Unified framework: The same Verifier serves both pseudo-label selection during training and plug-and-play ensemble integration at inference time, without requiring two separate mechanisms.
High data efficiency: The method matches or exceeds million-scale distillation approaches using fewer than 5K videos.
Robustness: Adding weaker teachers does not degrade Verifier performance and may even further improve it.

Limitations & Future Work¶

The Verifier's performance ceiling is bounded by the quality of the teacher trackers — if all teachers fail on a given frame, the Verifier cannot recover.
Fine-tuning effectiveness depends on the quality and diversity of the real-world video collection, requiring manual curation of suitable video sets.
Generating candidate trajectories requires running multiple teacher models, incurring substantial computational overhead during inference and pseudo-label generation (six models run serially or in parallel).
The paper does not discuss the scalability limits of the Verifier with respect to the number of teachers, nor its behavior in extreme scenarios such as motion blur or very low frame rates.

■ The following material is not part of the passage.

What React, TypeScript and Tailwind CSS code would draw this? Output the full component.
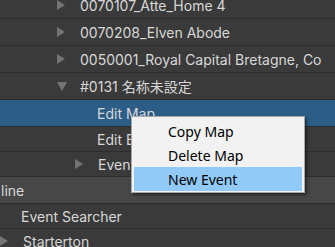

Direction	Representative Works	Relation to This Paper
Long-range point tracking	PIPs, TAPIR, CoTracker, Track-On	This paper uses Track-On2 as the student model
Pseudo-label self-training	BootsTAPIR, CoTracker3, AnthroTAP	This paper replaces random teacher selection with Verifier-guided selection
Ensemble learning	Bagging, structured consensus	The Verifier can be viewed as a learned adaptive ensemble

Rating¶

Novelty: ⭐⭐⭐⭐ — The angle of using a meta-model to assess tracker reliability is novel, and the design of training on synthetic data with cross-domain transfer is elegant.
Experimental Thoroughness: ⭐⭐⭐⭐⭐ — Comprehensive comparisons on four benchmarks, with three ablation groups covering teacher combinations, data mixture, and inference-time ensemble.
Writing Quality: ⭐⭐⭐⭐ — Clear structure; the oracle experiment figure provides strong motivation.
Value: ⭐⭐⭐⭐ — Provides a general pseudo-label quality control paradigm that is applicable to other dense prediction self-training tasks.